Testing: treat it like hardware, not graphic design
This is where most metal QR card projects go off the rails: they approve a proof under perfect studio lighting and never test the ugly scenarios.
Test like a skeptic.
A practical test matrix (simple but brutal)
– Lighting: bright overhead (office), warm dim (bar), outdoor sun, indirect daylight
– Phones: iPhone + at least one mid-range Android (camera processing differs)
– Angles: straight-on, 15°, 30° tilt
– Distance: “polite scan” distance (about 8, 12 inches) and “lazy scan” distance (18, 24 inches)
Take photos of failures. Note what kind of failure it is. Glare washout? Edge blur? Quiet zone contamination? Each one points to a different fix.
In production, document the tolerances you learned: engraving method, darkness/mark depth, finish spec, and the “do not touch” quiet zone dimensions. Fabricators can hit targets, if you give them targets.
Production realities (a little unglamorous, but decisive)
Your design isn’t final until it can be reproduced consistently.
Decide early:
– laser marking vs etching vs fill/ink
– target contrast level (what “dark” means in actual output)
– acceptable variance across batches
And watch out for edge finishing. A gorgeous chamfer can nibble a QR corner if the code is too close to the perimeter. I’ve seen that happen more than once, and it’s the kind of mistake you only make when you’re designing with your eyes instead of with a scanner.

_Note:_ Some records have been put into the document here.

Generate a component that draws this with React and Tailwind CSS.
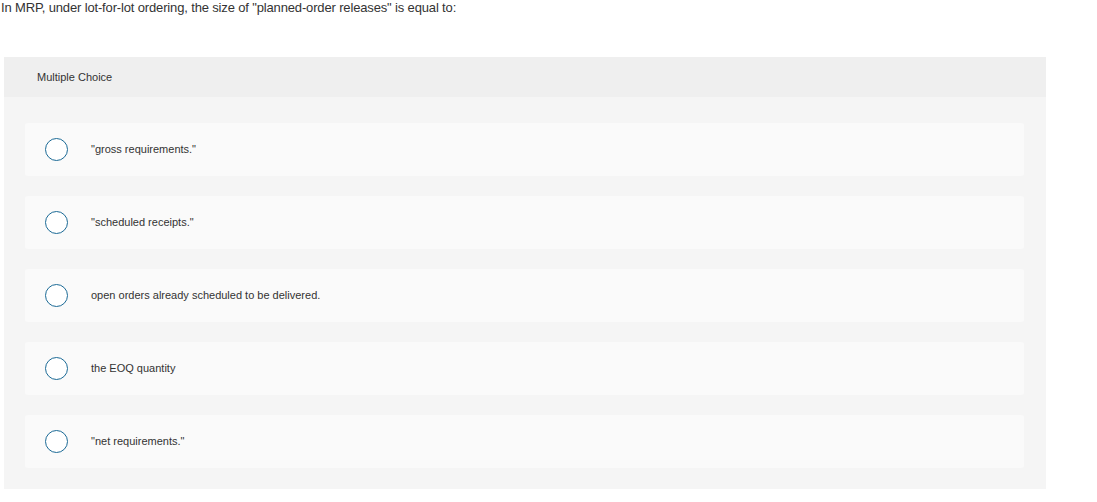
export default function App() {
  const options = [
    '"gross requirements."',
    '"scheduled receipts."',
    'open orders already scheduled to be delivered.',
    'the EOQ quantity',
    '"net requirements."',
  ];
  return (
    <div className="w-[1097px] h-[502px] bg-white text-[#333333]" style={{ fontFamily: '"Liberation Sans", Arial, sans-serif' }}>
      <div className="text-[13px] leading-[16px] pl-[1px] tracking-[-0.15px]">
        In MRP, under lot-for-lot ordering, the size of "planned-order releases" is equal to:
      </div>
      <div className="ml-[4px] mt-[41px] w-[1042px] bg-[#f5f5f5]">
        <div className="h-[40px] bg-[#efefef] flex items-center pl-[33px] text-[11px]">
          Multiple Choice
        </div>
        <div className="pt-[26px] pb-[21px] pl-[21px] pr-[22px] flex flex-col gap-[20px]">
          {options.map((o, i) => (
            <div key={i} className="h-[53px] bg-[#fafafa] rounded-[3px] flex items-center pl-[20px]">
              <div className="w-[23px] h-[23px] rounded-full border-[1.5px] border-[#1b6a96] bg-white shrink-0" />
              <div className="ml-[23px] text-[11px]">{o}</div>
            </div>
          ))}
        </div>
      </div>
    </div>
  );
}
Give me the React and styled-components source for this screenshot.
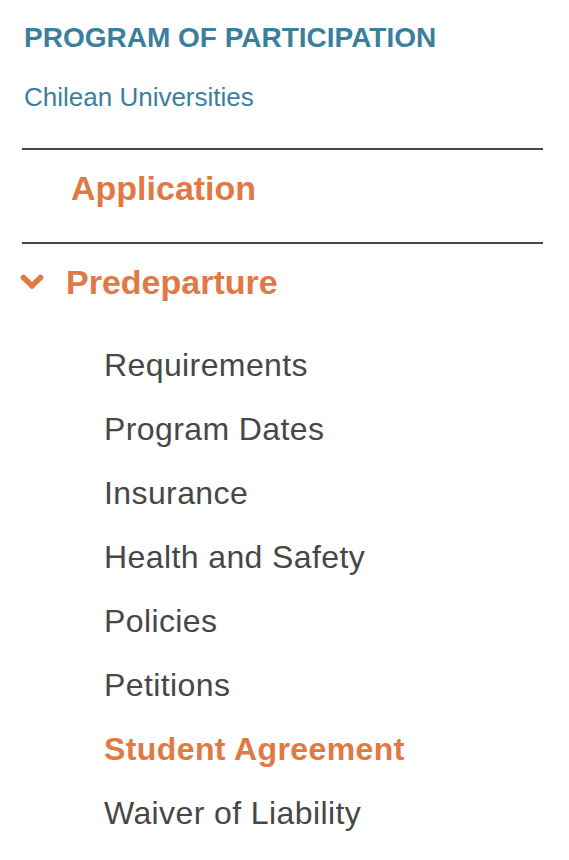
import React from "react";
import styled, { createGlobalStyle } from "styled-components";

const GlobalStyle = createGlobalStyle`
  body {
    margin: 0;
    background: #ffffff;
    font-family: "Liberation Sans", Arial, sans-serif;
  }
`;

const ORANGE = "#e07944";
const BLUE = "#3b7f9e";
const GREY = "#474747";

const items = [
  { label: "Requirements" },
  { label: "Program Dates" },
  { label: "Insurance" },
  { label: "Health and Safety" },
  { label: "Policies" },
  { label: "Petitions" },
  { label: "Student Agreement", active: true },
  { label: "Waiver of Liability" },
];

const App = () => (
  <>
    <GlobalStyle />
    <Sidebar>
      <Header>
        <Title>PROGRAM OF PARTICIPATION</Title>
        <Subtitle>Chilean Universities</Subtitle>
      </Header>
      <Section>
        <SectionLink $indent>Application</SectionLink>
      </Section>
      <Section>
        <SectionHead>
          <Chevron viewBox="0 0 24 16" aria-hidden="true">
            <polyline points="3.5,3.5 12,12 20.5,3.5" />
          </Chevron>
          <SectionLink>Predeparture</SectionLink>
        </SectionHead>
        <SubList>
          {items.map(item => (
            <SubItem key={item.label} $active={item.active}>
              {item.label}
            </SubItem>
          ))}
        </SubList>
      </Section>
    </Sidebar>
  </>
);

const Sidebar = styled.nav`
  width: 521px;
  margin-left: 22px;
  padding-top: 20px;
`;

const Header = styled.div`
  padding: 0 0 35px 2px;
`;

const Title = styled.h2`
  margin: 0;
  font-size: 28px;
  font-weight: 700;
  line-height: 36px;
  color: ${BLUE};
`;

const Subtitle = styled.p`
  margin: 25px 0 0;
  font-size: 26px;
  font-weight: 400;
  line-height: 32px;
  color: ${BLUE};
`;

const Section = styled.div`
  border-top: 2px solid ${GREY};
  padding: 14px 0 30px;
`;

const SectionHead = styled.div`
  display: flex;
  align-items: center;
  gap: 22px;
  margin-left: -2px;
`;

const Chevron = styled.svg`
  width: 24px;
  height: 16px;
  fill: none;
  stroke: ${ORANGE};
  stroke-width: 5.5;
  stroke-linecap: round;
  stroke-linejoin: round;
`;

const SectionLink = styled.a`
  display: block;
  padding-left: ${p => (p.$indent ? "49px" : "0")};
  font-size: 34px;
  font-weight: 700;
  line-height: 48px;
  color: ${ORANGE};
  text-decoration: none;
  cursor: pointer;
`;

const SubList = styled.ul`
  list-style: none;
  margin: 27px 0 0;
  padding: 0 0 0 82px;
  display: flex;
  flex-direction: column;
`;

const SubItem = styled.li`
  font-size: 32px;
  line-height: 64px;
  letter-spacing: 0.4px;
  font-weight: ${p => (p.$active ? 700 : 400)};
  color: ${p => (p.$active ? ORANGE : GREY)};
  cursor: pointer;
`;

export default App;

If you want the “safe” recipe
Not always the sexiest, but it works:
Matte/brushed stainless + high-contrast laser mark + generous quiet zone + corner placement + short CTA.
Make the code bigger than you think you need. Keep the surface calm. Test under trash lighting. Then ship.
That’s how you end up with a metal card that gets scanned instead of admired and pocketed forever.